Amadeu - O que eu digo é que os hackers sempre foram ativistas. No final dos anos 1990, muitos hackers que estavam só preocupados com o desenvolvimento de códigos, por causa da ferocidade da indústria do copyright, foram se politizando. Não no sentido partidário, mas de perceber que existiam tentativas dos estados e seus aparatos de atuarem contra a lógica deles, de compartilhar conhecimento e saberes. E isso levou a uma aproximação grande entre grupos de ativistas, tecno-artistas, militantes de causas democráticas e direitos humanos com os hackers. E isso é a nossa década, quando se tem várias ações de hackers e ativistas que passaram a criar processos sinergéticos, se reunir e atuar em conjunto. Eles passaram a atuar fora do plano da tecnologia e passaram a ser percebidos por isso pela sociedade quando ajudam o Wikileaks divulgar informações e construir redes seguras. Quando o Wikileaks foi retirado do ar mais de 800 espelhos foram colocados na rede. Quando o aparato da inteligência americana, no início da Primavera Árabe, tinha países contra e a favor, os hackers ajudaram a mostrar como o governo americano passava informações. A luta pela liberdade tecnológica passa a ser uma luta pela liberdade de interagir e se comunicar.
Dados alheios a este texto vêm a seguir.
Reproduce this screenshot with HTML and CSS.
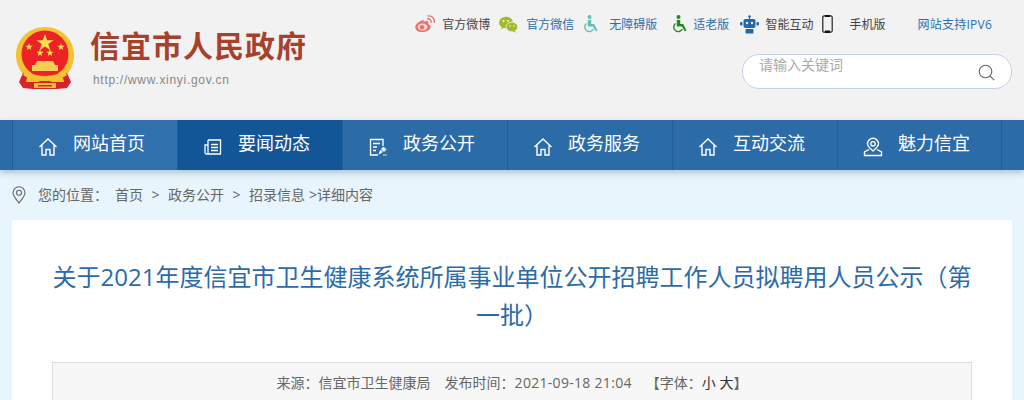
FILE: index.html
```html
<!DOCTYPE html>
<html lang="zh-CN">
<head>
  <meta charset="UTF-8">
  <meta name="viewport" content="width=device-width, initial-scale=1.0">
  <title>关于2021年度信宜市卫生健康系统所属事业单位公开招聘工作人员拟聘用人员公示（第一批）</title>
  <link rel="stylesheet" href="styles.css">
</head>
<body>
  <header class="top">
    <div class="brand">
      <svg class="emblem" viewBox="0 0 58 64" width="58" height="64">
        <path d="M29 1C13 1 0 13 0 29c0 9 4 17 10 22h38c6-5 10-13 10-22C58 13 45 1 29 1z" fill="#f2c230"/>
        <path d="M7 47L3 56l4 6 10 1h24l10-1 4-6-4-9z" fill="#d8232a"/>
        <circle cx="29" cy="28" r="23.500" fill="#ec2227"/>
        <path d="M29 8l2.100 6.200h6.500l-5.300 3.900 2 6.200-5.300-3.800-5.300 3.800 2-6.200-5.300-3.900h6.500z" fill="#fbe14b"/>
        <path d="M13 17l.9 2.700h2.800l-2.300 1.700.9 2.700-2.300-1.700-2.300 1.700.9-2.700-2.300-1.700h2.800zM45 17l.9 2.700h2.800l-2.300 1.700.9 2.700-2.300-1.700-2.300 1.700.9-2.700-2.300-1.700h2.800zM24 23l.9 2.700h2.800l-2.300 1.700.9 2.700-2.300-1.700-2.300 1.700.9-2.700-2.300-1.700h2.800zM34 23l.9 2.700h2.800l-2.300 1.700.9 2.700-2.300-1.700-2.300 1.700.9-2.700-2.300-1.700h2.800z" fill="#fbe14b"/>
        <path d="M21 35h16l2 4h3v6H16v-6h3z" fill="#f6cf52"/>
        <path d="M10 44c5 3 9 6 19 6s14-3 19-6l3 5c-6 4-12 6-22 6s-16-2-22-6z" fill="#f2c230"/>
        <path d="M11 52h36l1 4H36l-7-3-7 3H10z" fill="#f2c230"/>
        <rect x="18" y="57" width="22" height="5" fill="#f2c230"/>
        <path d="M22 59h14v1.500H22z" fill="#d8232a"/>
      </svg>
      <div class="brand-text">
        <h1 class="brand-name">信宜市人民政府</h1>
        <p class="brand-url">http://www.xinyi.gov.cn</p>
      </div>
    </div>

    <div class="tools">
      <ul class="links">
        <li class="link link-weibo">
          <svg viewBox="0 0 20 18" width="20" height="18">
            <path d="M8 5C4 6 0 9.500 .3 12.500c.4 3.300 4 5 8.200 4.500 4.300-.5 7.500-3 7.200-5.500-.2-1.500-1.700-2.100-2.500-2.300.7-1.700.3-2.800-.8-3.100-1.200-.4-2.800.3-3.700 1 .3-1.800-.3-2.900-.7-2.600z" fill="#e8736f"/>
            <ellipse cx="7.500" cy="12" rx="4.800" ry="3.400" fill="#f7d9d7"/>
            <circle cx="7" cy="12.300" r="2.400" fill="#e8736f"/>
            <path d="M12 3.800c2.600-.6 4.600 1.500 4.100 4M12.500 1C16.800.2 20.300 3.500 19 8" fill="none" stroke="#e8736f" stroke-width="1.400"/>
          </svg>
          <span>官方微博</span>
        </li>
        <li class="link link-blue link-wechat">
          <svg viewBox="0 0 19 17" width="19" height="17">
            <ellipse cx="7" cy="6.500" rx="7" ry="5.800" fill="#a2bb2b"/>
            <path d="M3 10l-.8 3.500L6 11z" fill="#a2bb2b"/>
            <ellipse cx="13" cy="11" rx="5.800" ry="4.800" fill="#a2bb2b" stroke="#f2f2f2" stroke-width=".8"/>
            <path d="M15.500 14l1.500 2.800-3.800-1.800z" fill="#a2bb2b"/>
            <circle cx="4.600" cy="5" r="1" fill="#f2f2f2"/>
            <circle cx="9" cy="5" r="1" fill="#f2f2f2"/>
            <circle cx="11" cy="10" r=".8" fill="#f2f2f2"/>
            <circle cx="15" cy="10" r=".8" fill="#f2f2f2"/>
          </svg>
          <span>官方微信</span>
        </li>
        <li class="link link-blue link-access">
          <svg viewBox="0 0 16 18" width="16" height="18">
            <circle cx="6.500" cy="2" r="2" fill="#5fc0b2"/>
            <path d="M4.800 5h3.400v4h3l3.300 6.500-1.800.8L10 11.500H4.800z" fill="#5fc0b2"/>
            <path d="M3.500 8.500a4.500 4.500 0 1 0 6.800 5.500" fill="none" stroke="#5fc0b2" stroke-width="1.400"/>
          </svg>
          <span>无障碍版</span>
        </li>
        <li class="link link-blue link-elder">
          <svg viewBox="0 0 16 18" width="16" height="18">
            <circle cx="6.500" cy="2" r="2" fill="#22881f"/>
            <path d="M4.800 5h3.400v4h3l3.300 6.500-1.800.8L10 11.500H4.800z" fill="#22881f"/>
            <path d="M3.500 8.500a4.500 4.500 0 1 0 6.800 5.500" fill="none" stroke="#22881f" stroke-width="1.400"/>
          </svg>
          <span>适老版</span>
        </li>
        <li class="link link-robot">
          <svg viewBox="0 0 19 19" width="19" height="19">
            <circle cx="9.500" cy="1.500" r="1.300" fill="#2467a8"/>
            <rect x="9" y="2" width="1" height="2" fill="#2467a8"/>
            <rect x="3.500" y="4" width="12" height="9" rx="2" fill="#2467a8"/>
            <rect x="0" y="7" width="2.500" height="3.500" rx="1" fill="#2467a8"/>
            <rect x="16.500" y="7" width="2.500" height="3.500" rx="1" fill="#2467a8"/>
            <circle cx="7" cy="8" r="1.200" fill="#f2f2f2"/>
            <circle cx="12" cy="8" r="1.200" fill="#f2f2f2"/>
            <rect x="5.500" y="14" width="8" height="4.500" rx="1" fill="#2467a8"/>
          </svg>
          <span>智能互动</span>
        </li>
        <li class="link link-phone">
          <svg viewBox="0 0 11 18" width="11" height="18">
            <rect x=".8" y=".8" width="9.400" height="16.400" rx="1.500" fill="#f2f2f2" stroke="#222" stroke-width="1.200"/>
            <rect x="3" y="0" width="5" height="2" fill="#111"/>
            <rect x="3" y="15.500" width="5" height="2.500" fill="#111"/>
          </svg>
          <span>手机版</span>
        </li>
        <li class="link link-blue link-ipv6"><span>网站支持IPV6</span></li>
      </ul>

      <div class="search">
        <span class="search-hint">请输入关键词</span>
        <svg class="search-icon" viewBox="0 0 17 17" width="17" height="17">
          <circle cx="7.500" cy="7.500" r="6.300" fill="none" stroke="#666" stroke-width="1.100"/>
          <path d="M12 12l4.200 4.200" stroke="#666" stroke-width="1.100"/>
        </svg>
      </div>
    </div>
  </header>

  <nav class="nav">
    <a class="nav-item nav-first">
      <svg viewBox="0 0 20 20" width="20" height="20"><path d="M1.500 10L10 2l8.500 8M4 8.500V18h4v-5.500h4V18h4V8.500" fill="none" stroke="#fff" stroke-width="1.400"/></svg>
      <span>网站首页</span>
    </a>
    <a class="nav-item nav-active">
      <svg viewBox="0 0 20 20" width="20" height="20"><path d="M5 3h12.500v14H3.500a1.500 1.500 0 0 1-1.500-1.500V8h3M5 3v14M8 7.500h7M8 10.500h7M8 13.500h7" fill="none" stroke="#fff" stroke-width="1.300"/></svg>
      <span>要闻动态</span>
    </a>
    <a class="nav-item">
      <svg viewBox="0 0 20 20" width="20" height="20"><path d="M10 18H2.500V2.500h12.500V9M5 6.500h7M5 10h4M5 13.500h3" fill="none" stroke="#fff" stroke-width="1.300"/><path d="M11 17l1.500-4 2 2zM13.500 12l2-2 2.500 2.500-2 2zM15 18h4" fill="#fff" stroke="#fff" stroke-width=".8"/></svg>
      <span>政务公开</span>
    </a>
    <a class="nav-item">
      <svg viewBox="0 0 20 20" width="20" height="20"><path d="M1.500 10L10 2l8.500 8M4 8.500V18h4v-5.500h4V18h4V8.500" fill="none" stroke="#fff" stroke-width="1.400"/></svg>
      <span>政务服务</span>
    </a>
    <a class="nav-item">
      <svg viewBox="0 0 20 20" width="20" height="20"><path d="M1.500 10L10 2l8.500 8M4 8.500V18h4v-5.500h4V18h4V8.500" fill="none" stroke="#fff" stroke-width="1.400"/></svg>
      <span>互动交流</span>
    </a>
    <a class="nav-item">
      <svg viewBox="0 0 20 20" width="20" height="20"><path d="M10 14C7 11.500 4.500 9.500 4.500 6.800a5.500 5.500 0 0 1 11 0c0 2.700-2.500 4.700-5.500 7.200z" fill="none" stroke="#fff" stroke-width="1.400"/><circle cx="10" cy="6.800" r="2.200" fill="none" stroke="#fff" stroke-width="1.300"/><path d="M6 12.500L1.500 15v3.500h17V15L14 12.500" fill="none" stroke="#fff" stroke-width="1.400"/></svg>
      <span>魅力信宜</span>
    </a>
  </nav>

  <div class="crumbs">
    <svg viewBox="0 0 14 18" width="14" height="18"><path d="M7 17C3.500 12.500 1 10 1 6.800a6 6 0 0 1 12 0C13 10 10.500 12.500 7 17z" fill="none" stroke="#666" stroke-width="1.100"/><circle cx="7" cy="6.800" r="2.500" fill="none" stroke="#666" stroke-width="1.100"/></svg>
    <span class="crumbs-label">您的位置：</span>
    <a>首页</a>
    <i>&gt;</i>
    <a>政务公开</a>
    <i>&gt;</i>
    <a>招录信息</a>
    <span class="crumbs-tail">&gt;详细内容</span>
  </div>

  <main class="article">
    <h2 class="article-title">关于2021年度信宜市卫生健康系统所属事业单位公开招聘工作人员拟聘用人员公示（第一批）</h2>
    <div class="article-meta">
      <span>来源：信宜市卫生健康局</span>
      <span>发布时间：<span class="date">2021-09-18 21:04</span></span>
      <span class="font-size">【字体：<b>小</b> <b>大</b>】</span>
    </div>
  </main>
</body>
</html>
```

FILE: styles.css
```css
* {
  margin: 0;
  padding: 0;
  box-sizing: border-box;
}

html, body {
  height: 400px;
  overflow: hidden;
}

body {
  background: #e9f5fc;
  font: 14px "Open Sans", "Noto Sans CJK SC", sans-serif;
  color: #666666;
}

ul {
  list-style: none;
}

.top {
  height: 120px;
  background: #f2f2f2;
  display: flex;
  justify-content: space-between;
  padding: 0 12px 0 16px;
}

.brand {
  display: flex;
  align-items: flex-start;
  padding-top: 26px;
}

.brand-text {
  margin-left: 16px;
}

.brand-name {
  font-size: 30px;
  line-height: 40px;
  font-weight: 700;
  letter-spacing: 1px;
  color: #a8412b;
}

.brand-url {
  margin: 6px 0 0 3px;
  font: 12px/16px "Liberation Sans", sans-serif;
  letter-spacing: 0.7px;
  color: #888888;
}

.tools {
  display: flex;
  flex-direction: column;
  align-items: flex-end;
}

.links {
  display: flex;
  align-items: center;
  height: 18px;
  margin-top: 15px;
  font-size: 12px;
  color: #444444;
}

.link {
  display: flex;
  align-items: center;
}

.link-blue {
  color: #2a6fb0;
}

.link-weibo svg { margin-right: 7px; }
.link-wechat { margin-left: 9px; }
.link-wechat svg { margin-right: 8px; }
.link-access { margin-left: 9px; }
.link-access svg { margin-right: 10px; }
.link-elder { margin-left: 15px; }
.link-elder svg { margin-right: 5px; }
.link-robot { margin-left: 11px; }
.link-robot svg { margin-right: 6px; }
.link-phone { margin-left: 9px; }
.link-phone svg { margin-right: 16px; }
.link-ipv6 { margin: 0 20px 0 32px; letter-spacing: 0.25px; }

.search {
  width: 270px;
  height: 35px;
  margin-top: 21px;
  padding: 0 16px;
  border: 1px solid #c5d2e5;
  border-radius: 17px;
  background: #ffffff;
  display: flex;
  justify-content: space-between;
}

.search-hint {
  font-size: 14px;
  line-height: 20px;
  color: #aaaaaa;
}

.search-icon {
  margin-top: 9px;
}

.nav {
  height: 50px;
  padding: 0 22px 0 12px;
  background: #2b6ca8;
  display: flex;
  position: relative;
  box-shadow: 0 3px 6px rgba(40, 80, 120, 0.3);
}

.nav-item {
  width: 165px;
  padding-left: 25px;
  border-left: 1px solid #215d98;
  display: flex;
  align-items: center;
  font-size: 18px;
  color: #ffffff;
}

.nav-item:last-child {
  border-right: 1px solid #215d98;
}

.nav-item span {
  margin: -6px 0 0 15px;
}

.nav-item svg {
  margin-top: 4px;
}

.nav-first {
  background: #2f70ad;
}

.nav-active {
  background: #125698;
}

.crumbs {
  height: 50px;
  padding-left: 12px;
  display: flex;
  align-items: center;
  font-size: 14px;
}

.crumbs-label {
  margin: -2px 7px 0 12px;
}

.crumbs a {
  margin-top: -2px;
}

.crumbs i {
  font-style: normal;
  margin: -2px 8.500px 0;
}

.crumbs-tail {
  margin: -2px 0 0 4px;
}

.article {
  margin: 0 12px;
  padding: 38px 40px 0;
  background: #ffffff;
  height: 180px;
}

.article-title {
  font-size: 24px;
  line-height: 38px;
  font-weight: 400;
  text-align: center;
  color: #2b6ca8;
}

.article-meta {
  margin-top: 28px;
  height: 44px;
  padding-top: 9px;
  border: 1px solid #dddddd;
  background: #f7f7f7;
  display: flex;
  justify-content: center;
  gap: 14px;
  line-height: 22px;
}

.date {
  letter-spacing: 0.3px;
}

.font-size b {
  font-weight: 400;
  color: #333333;
}
```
Terra – Por que a morte de Swartz é tão emblemática?
Amadeu - Com a morte do Aaron fica nítido o exagero e a absurda perseguição contra aqueles que compartilham e criam tecnologias de conhecimento. Ele é um exemplo claro de um desenvolvedor brilhante que tinha uma prática social intensa. O aparato repressivo, dominado pela indústria do copyright, queria fazer o que se fez com o The Pirate Bay. Ele foi acusado de uma coisa que não tinha feito. Ele é uma expressão desse enfrentamento entre as possibilidades que a tecnologia dá e o enrijecimento das práticas. Ele é vítima desse confronto. Os hackers são ativistas nesse confronto. Eu espero que esse fato lamentável tenha resultado. Acho que sensibilizou muita gente. Eu mesmo vi professores que nunca tinham comentado nada desse ativismo que estavam chocados quando ficaram sabendo da morte. E ficaram chocados com a história também. Nos Estados Unidos, por exemplo, a EFF tem insistido na necessidade de revisão da lei de crimes computacionais.
Terra – Como está a questão no Brasil?
Amadeu - Nós estamos resistindo no Brasil para que não se abra espaço para fazer o que fizeram com o Aaron Swartz. Infelizmente aprovaram uma lei (Carolina Dieckmann) que diz que quando você faz um protesto em que se faz um DDoS (ataque de negação de serviço, com muitos usuários acessando um endereço para derrubá-lo). Essa forma de ação protesto, com essa lei, foi tornada crime. É um absurdo, um exagero e um descuido do legislador. Talvez ele não estivesse pensando nesse tipo de coisa. O fato é que tem os setores conservadores que são contra qualquer tipo de acesso à informação. O movimento hacker no Brasil tem muitos jovens e adultos de ambos os sexos que são brilhantes, que desenvolvem código e que têm o espírito hacker. Esse processo de politização desses desenvolvedores está se intensificando. Tem também vários movimentos que não eram hackers e que estão começando a perceber o assunto do ponto de vista hacker, para garantir o acesso livre. O Marco Civil deve juntar hackers e pessoas dos direitos humanos contra o lobby do copyright que tenta dizer que para remover conteúdo de internet tem que ter autorização judicial exceto em violação do direito do autor. Isso é colocar o direito das corporações totalmente acima do direito das crianças. Isso está gerando e certamente gerará mobilização intensa. Imagina! Sem ordem judicial, o cara olha o meu blog e manda tirar o blog do ar. O provedor vive de negócios, e vai fazer isso. Mas isso inverte o ônus da prova. Eu, pra colocar de volta, vou ter que recorrer ao judiciário. É uma situação esquizofrênica.